● **What to work on**
Extract each line holding the word "Write" from the entries.

(Lines of data)
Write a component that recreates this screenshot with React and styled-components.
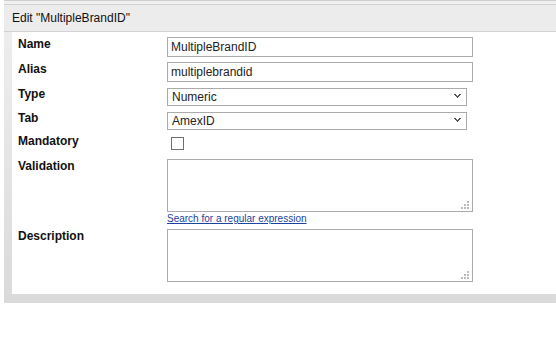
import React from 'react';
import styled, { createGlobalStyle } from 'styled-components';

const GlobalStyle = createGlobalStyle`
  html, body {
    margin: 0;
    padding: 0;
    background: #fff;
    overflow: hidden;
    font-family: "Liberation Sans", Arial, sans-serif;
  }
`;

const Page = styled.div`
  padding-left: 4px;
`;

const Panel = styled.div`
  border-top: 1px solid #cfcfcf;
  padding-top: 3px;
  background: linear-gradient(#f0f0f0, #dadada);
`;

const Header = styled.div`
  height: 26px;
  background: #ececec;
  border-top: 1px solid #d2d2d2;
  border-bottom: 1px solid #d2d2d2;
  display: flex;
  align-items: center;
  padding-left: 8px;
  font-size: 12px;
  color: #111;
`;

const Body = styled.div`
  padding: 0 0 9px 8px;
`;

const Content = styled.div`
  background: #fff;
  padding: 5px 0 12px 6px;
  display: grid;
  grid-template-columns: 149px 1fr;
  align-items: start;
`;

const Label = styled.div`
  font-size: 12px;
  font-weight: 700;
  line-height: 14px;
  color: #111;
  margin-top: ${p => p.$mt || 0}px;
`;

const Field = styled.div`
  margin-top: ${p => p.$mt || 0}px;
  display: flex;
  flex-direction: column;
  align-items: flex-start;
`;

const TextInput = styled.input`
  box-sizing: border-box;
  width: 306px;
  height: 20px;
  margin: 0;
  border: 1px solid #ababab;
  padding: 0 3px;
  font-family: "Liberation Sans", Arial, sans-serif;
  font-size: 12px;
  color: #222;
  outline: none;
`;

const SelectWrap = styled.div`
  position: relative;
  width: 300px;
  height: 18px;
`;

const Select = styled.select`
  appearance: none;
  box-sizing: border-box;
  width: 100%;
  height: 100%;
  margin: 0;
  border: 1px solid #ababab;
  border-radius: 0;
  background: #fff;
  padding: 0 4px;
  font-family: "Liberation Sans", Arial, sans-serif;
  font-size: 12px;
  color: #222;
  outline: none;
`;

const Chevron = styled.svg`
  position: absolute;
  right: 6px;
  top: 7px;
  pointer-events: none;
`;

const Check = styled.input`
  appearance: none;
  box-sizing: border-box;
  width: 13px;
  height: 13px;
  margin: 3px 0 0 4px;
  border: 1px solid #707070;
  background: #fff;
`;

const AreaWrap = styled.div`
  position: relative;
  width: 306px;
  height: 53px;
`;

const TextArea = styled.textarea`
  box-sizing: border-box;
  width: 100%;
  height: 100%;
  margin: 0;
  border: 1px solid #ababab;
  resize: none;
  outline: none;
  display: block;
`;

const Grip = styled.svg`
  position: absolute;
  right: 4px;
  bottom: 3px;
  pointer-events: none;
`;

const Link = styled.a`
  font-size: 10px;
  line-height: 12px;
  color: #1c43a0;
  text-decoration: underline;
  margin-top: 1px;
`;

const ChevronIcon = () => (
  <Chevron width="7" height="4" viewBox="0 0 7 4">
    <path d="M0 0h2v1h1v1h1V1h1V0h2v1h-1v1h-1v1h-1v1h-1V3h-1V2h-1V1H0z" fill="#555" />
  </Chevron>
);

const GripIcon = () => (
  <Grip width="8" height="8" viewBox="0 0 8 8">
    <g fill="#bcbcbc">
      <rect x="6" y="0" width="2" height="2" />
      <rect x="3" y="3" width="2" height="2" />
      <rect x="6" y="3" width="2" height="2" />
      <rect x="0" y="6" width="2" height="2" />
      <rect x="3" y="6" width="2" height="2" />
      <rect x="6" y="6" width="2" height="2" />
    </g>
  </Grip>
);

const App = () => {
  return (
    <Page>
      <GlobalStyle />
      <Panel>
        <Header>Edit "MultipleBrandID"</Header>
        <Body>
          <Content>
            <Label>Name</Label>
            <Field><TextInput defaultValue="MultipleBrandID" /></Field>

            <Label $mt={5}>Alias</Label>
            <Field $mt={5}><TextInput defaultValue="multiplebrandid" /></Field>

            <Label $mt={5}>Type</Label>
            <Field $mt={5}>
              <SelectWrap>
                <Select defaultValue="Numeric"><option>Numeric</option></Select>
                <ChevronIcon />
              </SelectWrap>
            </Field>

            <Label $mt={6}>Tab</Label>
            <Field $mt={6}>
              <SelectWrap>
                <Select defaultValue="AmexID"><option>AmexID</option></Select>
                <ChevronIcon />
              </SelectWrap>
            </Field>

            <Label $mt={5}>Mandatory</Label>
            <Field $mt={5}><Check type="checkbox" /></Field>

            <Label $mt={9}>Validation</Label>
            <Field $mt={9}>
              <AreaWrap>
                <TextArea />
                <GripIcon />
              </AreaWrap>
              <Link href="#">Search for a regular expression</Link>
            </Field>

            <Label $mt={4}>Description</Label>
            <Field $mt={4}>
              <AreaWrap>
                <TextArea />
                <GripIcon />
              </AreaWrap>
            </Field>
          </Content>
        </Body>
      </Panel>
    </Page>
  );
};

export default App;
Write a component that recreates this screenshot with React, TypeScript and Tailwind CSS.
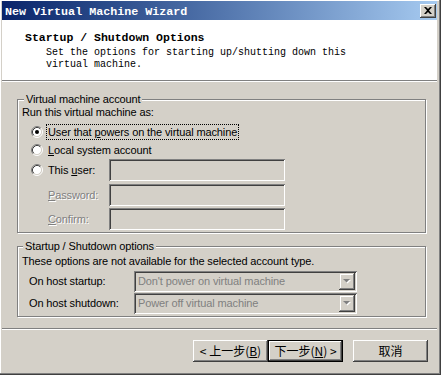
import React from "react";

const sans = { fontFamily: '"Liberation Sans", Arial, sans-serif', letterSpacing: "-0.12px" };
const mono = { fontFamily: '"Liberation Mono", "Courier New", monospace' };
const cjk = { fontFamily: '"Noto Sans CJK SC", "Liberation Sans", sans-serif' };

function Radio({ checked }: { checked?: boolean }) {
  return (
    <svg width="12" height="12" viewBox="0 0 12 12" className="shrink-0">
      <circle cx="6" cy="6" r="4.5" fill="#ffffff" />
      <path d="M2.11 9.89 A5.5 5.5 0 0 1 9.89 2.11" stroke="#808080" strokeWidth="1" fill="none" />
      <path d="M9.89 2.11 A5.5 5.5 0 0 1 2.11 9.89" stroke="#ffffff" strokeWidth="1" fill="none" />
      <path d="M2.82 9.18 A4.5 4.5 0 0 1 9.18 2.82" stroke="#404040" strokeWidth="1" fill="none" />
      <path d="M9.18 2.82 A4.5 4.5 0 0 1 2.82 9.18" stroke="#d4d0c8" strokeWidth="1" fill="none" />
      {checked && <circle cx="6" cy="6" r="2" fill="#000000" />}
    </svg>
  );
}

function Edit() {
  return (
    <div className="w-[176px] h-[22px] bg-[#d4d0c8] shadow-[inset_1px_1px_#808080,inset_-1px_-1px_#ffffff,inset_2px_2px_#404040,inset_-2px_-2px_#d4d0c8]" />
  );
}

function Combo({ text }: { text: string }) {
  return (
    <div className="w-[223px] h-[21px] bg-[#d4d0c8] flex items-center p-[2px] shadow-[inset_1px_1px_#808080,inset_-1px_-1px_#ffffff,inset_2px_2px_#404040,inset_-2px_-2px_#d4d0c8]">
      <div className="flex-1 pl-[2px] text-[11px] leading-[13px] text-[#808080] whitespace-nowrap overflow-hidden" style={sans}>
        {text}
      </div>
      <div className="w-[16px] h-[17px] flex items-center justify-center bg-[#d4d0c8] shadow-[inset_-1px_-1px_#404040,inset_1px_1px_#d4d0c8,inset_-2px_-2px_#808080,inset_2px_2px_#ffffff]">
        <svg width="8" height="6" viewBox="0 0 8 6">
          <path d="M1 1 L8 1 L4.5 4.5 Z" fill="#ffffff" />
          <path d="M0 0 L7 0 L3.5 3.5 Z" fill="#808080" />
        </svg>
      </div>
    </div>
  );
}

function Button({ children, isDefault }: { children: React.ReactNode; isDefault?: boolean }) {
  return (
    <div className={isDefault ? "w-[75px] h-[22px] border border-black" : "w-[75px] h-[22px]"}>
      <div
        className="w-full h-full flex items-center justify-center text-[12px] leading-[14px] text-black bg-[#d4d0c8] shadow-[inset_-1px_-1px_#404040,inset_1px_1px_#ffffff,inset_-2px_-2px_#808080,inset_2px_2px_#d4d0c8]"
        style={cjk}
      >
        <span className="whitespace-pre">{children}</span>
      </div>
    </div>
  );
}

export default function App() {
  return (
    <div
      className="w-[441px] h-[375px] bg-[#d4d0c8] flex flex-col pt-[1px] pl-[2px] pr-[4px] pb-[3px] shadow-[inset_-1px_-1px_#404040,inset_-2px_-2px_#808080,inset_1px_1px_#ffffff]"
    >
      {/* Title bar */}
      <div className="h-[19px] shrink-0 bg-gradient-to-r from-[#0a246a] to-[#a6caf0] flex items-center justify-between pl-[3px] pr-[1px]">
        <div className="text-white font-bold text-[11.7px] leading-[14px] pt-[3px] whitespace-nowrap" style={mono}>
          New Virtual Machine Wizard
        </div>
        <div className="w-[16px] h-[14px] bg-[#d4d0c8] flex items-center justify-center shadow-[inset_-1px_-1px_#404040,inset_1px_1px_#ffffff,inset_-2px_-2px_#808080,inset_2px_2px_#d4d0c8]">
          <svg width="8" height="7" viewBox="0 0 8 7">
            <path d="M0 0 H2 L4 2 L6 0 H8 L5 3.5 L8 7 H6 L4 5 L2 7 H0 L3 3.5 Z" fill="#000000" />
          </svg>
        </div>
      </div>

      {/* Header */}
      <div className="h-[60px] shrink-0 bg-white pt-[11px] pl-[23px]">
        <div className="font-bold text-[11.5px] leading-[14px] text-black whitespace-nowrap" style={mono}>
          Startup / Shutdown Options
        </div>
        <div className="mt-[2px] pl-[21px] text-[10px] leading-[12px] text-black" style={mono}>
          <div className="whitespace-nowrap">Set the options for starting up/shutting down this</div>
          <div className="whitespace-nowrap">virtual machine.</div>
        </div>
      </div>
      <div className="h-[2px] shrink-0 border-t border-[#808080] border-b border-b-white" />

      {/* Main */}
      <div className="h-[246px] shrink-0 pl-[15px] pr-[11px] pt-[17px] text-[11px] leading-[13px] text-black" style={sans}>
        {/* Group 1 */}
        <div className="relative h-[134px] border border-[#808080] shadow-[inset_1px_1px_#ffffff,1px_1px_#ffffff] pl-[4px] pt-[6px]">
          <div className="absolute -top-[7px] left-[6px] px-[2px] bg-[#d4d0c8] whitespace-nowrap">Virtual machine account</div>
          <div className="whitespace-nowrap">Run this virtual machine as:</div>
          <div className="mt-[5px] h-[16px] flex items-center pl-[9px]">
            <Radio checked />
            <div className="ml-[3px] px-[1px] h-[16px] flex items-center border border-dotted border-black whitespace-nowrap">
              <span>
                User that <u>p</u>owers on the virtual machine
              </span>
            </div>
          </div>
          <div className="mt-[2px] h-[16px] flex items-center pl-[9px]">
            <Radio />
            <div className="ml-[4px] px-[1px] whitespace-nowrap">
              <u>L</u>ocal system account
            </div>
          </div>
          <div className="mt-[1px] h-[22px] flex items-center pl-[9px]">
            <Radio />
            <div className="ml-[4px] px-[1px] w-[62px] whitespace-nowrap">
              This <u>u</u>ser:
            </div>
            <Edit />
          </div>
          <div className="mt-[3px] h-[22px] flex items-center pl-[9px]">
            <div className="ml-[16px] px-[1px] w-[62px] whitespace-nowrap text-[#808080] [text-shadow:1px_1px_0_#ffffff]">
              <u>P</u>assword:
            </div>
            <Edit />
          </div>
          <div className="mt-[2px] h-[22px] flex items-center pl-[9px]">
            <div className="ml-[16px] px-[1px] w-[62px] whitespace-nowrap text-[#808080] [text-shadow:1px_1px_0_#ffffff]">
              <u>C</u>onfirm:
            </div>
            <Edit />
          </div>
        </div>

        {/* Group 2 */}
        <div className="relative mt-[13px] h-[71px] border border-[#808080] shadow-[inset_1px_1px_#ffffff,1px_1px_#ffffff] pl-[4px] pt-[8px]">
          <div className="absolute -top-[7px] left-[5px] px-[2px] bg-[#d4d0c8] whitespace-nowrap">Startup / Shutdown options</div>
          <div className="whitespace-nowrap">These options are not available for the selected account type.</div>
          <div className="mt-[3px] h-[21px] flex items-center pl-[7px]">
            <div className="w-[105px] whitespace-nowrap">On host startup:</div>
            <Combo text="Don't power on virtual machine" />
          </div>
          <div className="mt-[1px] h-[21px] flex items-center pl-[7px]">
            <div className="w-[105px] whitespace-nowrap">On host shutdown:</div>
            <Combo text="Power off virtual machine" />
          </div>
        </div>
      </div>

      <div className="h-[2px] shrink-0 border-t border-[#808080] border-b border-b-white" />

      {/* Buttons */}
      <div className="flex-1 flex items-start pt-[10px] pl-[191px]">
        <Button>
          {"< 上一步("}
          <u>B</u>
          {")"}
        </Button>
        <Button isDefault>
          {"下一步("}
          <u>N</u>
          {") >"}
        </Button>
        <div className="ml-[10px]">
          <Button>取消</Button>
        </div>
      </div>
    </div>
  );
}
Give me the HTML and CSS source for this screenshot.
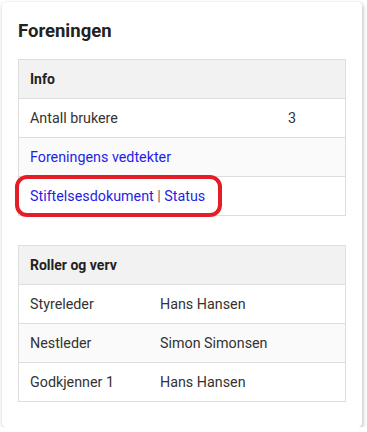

● **Task answer**
Write a component that recreates this screenshot with React and styled-components.
Write a component that recreates this screenshot with React, TypeScript and Tailwind CSS.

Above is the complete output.